Living outside of my home country as I do, it's sometimes possible to see things I wouldn't be able to see otherwise. Sometimes I feel the U.S. doesn't look as hard as it could at other countries when trying to come up with solutions to its problems. Japan has an annual tax on cars that's based on engine size that makes a lot of sense -- if you drive a car with a huge, inefficient engine, you'll pay around $800 a year, but for drivers with small, efficient engines the tax is just $30, and hybrid cars are free. And when the topic of health insurance was big in the U.S., the model that Japan uses -- a health insurance system with a 30% deductible that's available to everyone without insurance through their place of employment -- didn't come up at all. Now, some people are discussing how to improve schools in the States, and I fully expect there to be little discussion of Japan's approach to education. The one thing that Japan does differently is create competition among students: competition to have the highest score in the class, competition to get into a good high school or university, and so on. By and large, Japan's competitive education system creates students who are serious about setting goals and working at them over several years, and because they spend more time studying, they have less time for getting into trouble. Since the best national universities are also the most affordable, it creates a class of people who succeed through their academic skills and hard work, not because their family had money, which is a great idea for every society to strive for.

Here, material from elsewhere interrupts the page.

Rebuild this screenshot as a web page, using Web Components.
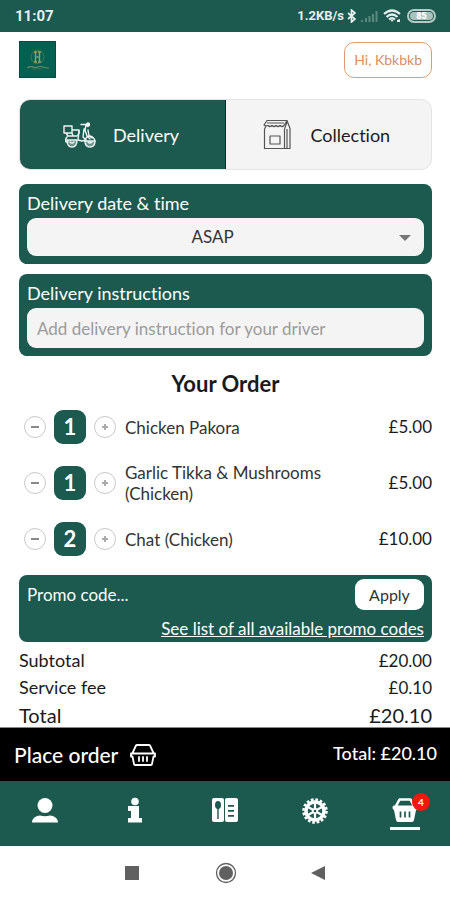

I'll be going to Kyoto over the weekend with my family, so we're doing a double-strength product update for you today. First and foremost, we've got the long-preordered Battlestar Galactica toys from Konami, and they are really something special for fans of the original series. In the tradition of Konami's previous sci-fi toy sets, this new set of all the vehicles and Cylons from the 1978 series -- known in Japan as Space Aircraft Carrier Galactica -- are extremely well made, a very special item for collectors. We've got both the basic set of 5 toys and the three "rare" items -- the Atlantia, the Pegasus and the gold Cylon commander -- available on the site. Since we know some fans will want extras of their favorite ships, such as sets of three Cylon Base Ships for display, we've posted individual items to the site too, with discount for buying multiples.

Monday, March 28, 2005

New adventures at a Japanese immersion school, and the end of Doraemon as we know it

My son has officially finished the third grade, and will be beginning his new adventure next month, at an experimental school in which half the lessons are taught in English, half in Japanese The new school is coming together nicely, and we attended the orientation on Sunday, meeting the teachers and finding out which class our son will be in. It was our first time inside this completely new facility -- which looks like it was designed by the Ikea company, not exactly something you expect when you go to a Japanese elementary school. Because a partial immersion school funded with public money is such a bold project, it's attracting a lot of media attention, and there were TV cameras everywhere, recording footage for future broadcasting on the news. Since I'm the only American parent in the entire school, I stand out even more than I usually do in my daily life here in rural Japan. When we met our son's new homeroom teacher, who's also from the States, I asked him some questions in Japanese, and the cameras were there to record it all: there's nothing more interesting than two gaijin speaking Japanese to each other. During the orientation, many parents were buzzing about a new product that security company Secom has released, a portable GPS device that makes it possible for parents to see where their children are, and to send a signal that they'd like a Secom employee to go pick up their child if they're worried about them. A number of recent incidents, including the kidnapping/murder of a girl in Nara in November of last year, have made parents and teachers especially aware of the potential dangers that lurk out in the world.

The end of an era has been reached: voice actress Nobuyo Oyama is finally retiring after over a quarter of a century of performing the voice of Japan's most famous anime character, Doraemon, the nekogata robotto ("robot of cat type") who comes from the future to help keep his friend Nobita out of trouble. The show has consistently been ranked as the favorite anime of all time by the majority of Japanese viewers. In addition to Oyama, the voices for Gian, Shizuka, and Nobita himself are retiring. The final episode with the original cast aired last week with emotional farewell messages by the voice actors.

We hope everyone had a Happy Easter. Like Thanksgiving, St. Patrick's Day and Superbowl Sunday, Easter is one of those special days that are easy to lose track of when you're a gaijin living in Japan -- it's just a lot harder to be aware of these special events when living in another country. This year we had a rather traditional Easter, however, thanks to my mother coming from San Diego. She brought Easter chocolate and baskets and dye to color eggs with. My kids had loads of fun enjoying some American traditions in Japan.